What is the benefit of refinancing a home loan?
Refinancing a Home Loan
We speak with many clients who do not know their current home loan interest rate, are unaware of the home loan product they are in and what other lenders are offering. Some borrowers could easily be labelled with a complacency sticker to be harsh!!
However, it’s never too late to revisit, establish if the home loan product is still suitable and if there is something more appropriate on the market.
There may be many reasons for a borrower to refinance their existing home loan and below we discuss why refinancing a home loan can be beneficial.
Many people have made the wonderful decision to purchase a property and once the settlement occurred, they kick their feet up and forget to conduct a regular health check on their finance.
A home loan, like a car, your body, teeth and many other things in life should undergo a regular health check to ensure things are running at optimal efficiency and to avoid unnecessary costs. If a borrower does this for all other areas of life, then why wouldn’t it be done for the finances.
A health check could result in reduced mortgage repayments, lower interest rates, reduced loan term or even more money for discretionary spending!
If you haven’t completed a health check in the last 1-2yrs, please contact us for a complimentary home loan review.
When a home loan is established, a borrower selects the products which are most suitable to them at that time. For example, competitive fixed interest rates may be available, offering a borrower consistent repayment for a set term. However, after this term has expired the loan will switch to variable and the interest rate will move up or down depending on the lender, the market and the cash rate. Similarly, a property investor may have an Interest Only home loan for a set term and once this expires, then loan will switch to Principle and Interest repayments.
When a home loan product expires, it can be challenging to reset the loan into a fixed interest rate or for interest only repayments and therefore, before this happens it’s wise to spend time reviewing what is available through the current lender or if needed refinance to a lender who can provide a loan which is more suitable.

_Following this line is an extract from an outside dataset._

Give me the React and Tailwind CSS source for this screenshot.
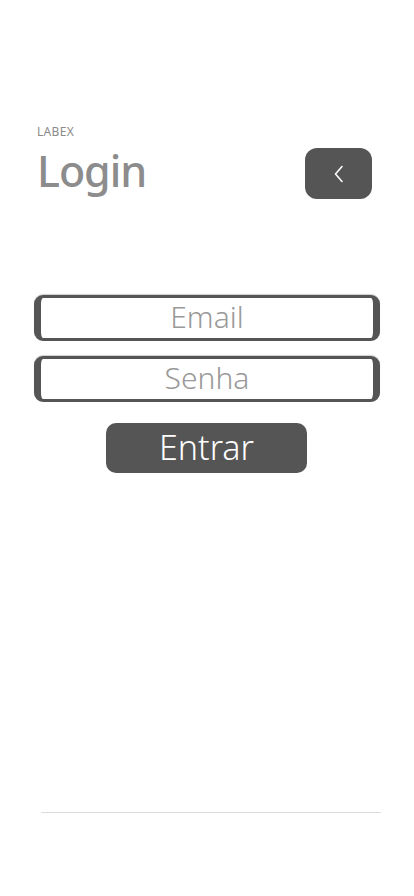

Reducing home loan repayments
If interest rates have changed since the home loan was established, it’s possible that refinancing can secure a lower rate. New business for lenders generally offers better interest rates than what's available to existing borrower, therefore a refinance to a lower interest rate can reduce repayments.
By refinancing to a lower interest rate it reduces the amount of interest paid, subsequently reducing the ongoing repayments which also means less interest is paid over the life of the loan.
Generally, any home loan interest rate which has not been reviewed for the past 24mths will likely be uncompetitive in the market.
There is a great tool on the Fordable Property & Finance or ASIC MoneySmart website which has a refinance calculator which demonstrates the potential savings available by refinancing to lower interest rates.
If the property has increase in value, the equity in the property may be accessed for other purposes. To increase the loan amount, generally the a reassessment or borrowing capacity and a new application needs to be completed. If done with the same lender or a new lender, technically this is a refinance.
What is equity and what can it be used for? Check out our article written to explain equity.
If you have a few different loans for different purposes, it is possible to consolidate the debt into one loan using property as the security.
An example* of this could be:
- A personal loan of $30,000 @ 11%
- A car loan of $12,000 @ 6.5%
- Construction loan of $150,000 @ 4%
- Home loan of $118,000 @ 4.5%
- Total lending = $310,000
By refinancing all loans into one, there is potential to reduce the outgoing repayments** due to a lower interest rate.
* Example only provided to demonstrate different loans which may be consolidated.
** Refinancing a 5 year loan (e.g. personal loan or car loan) into a 30 year loan may result in greater interest repayments.
In all cases, it is important to revisit personal finances regularly to understand what options are available and compare market rates for any potential savings.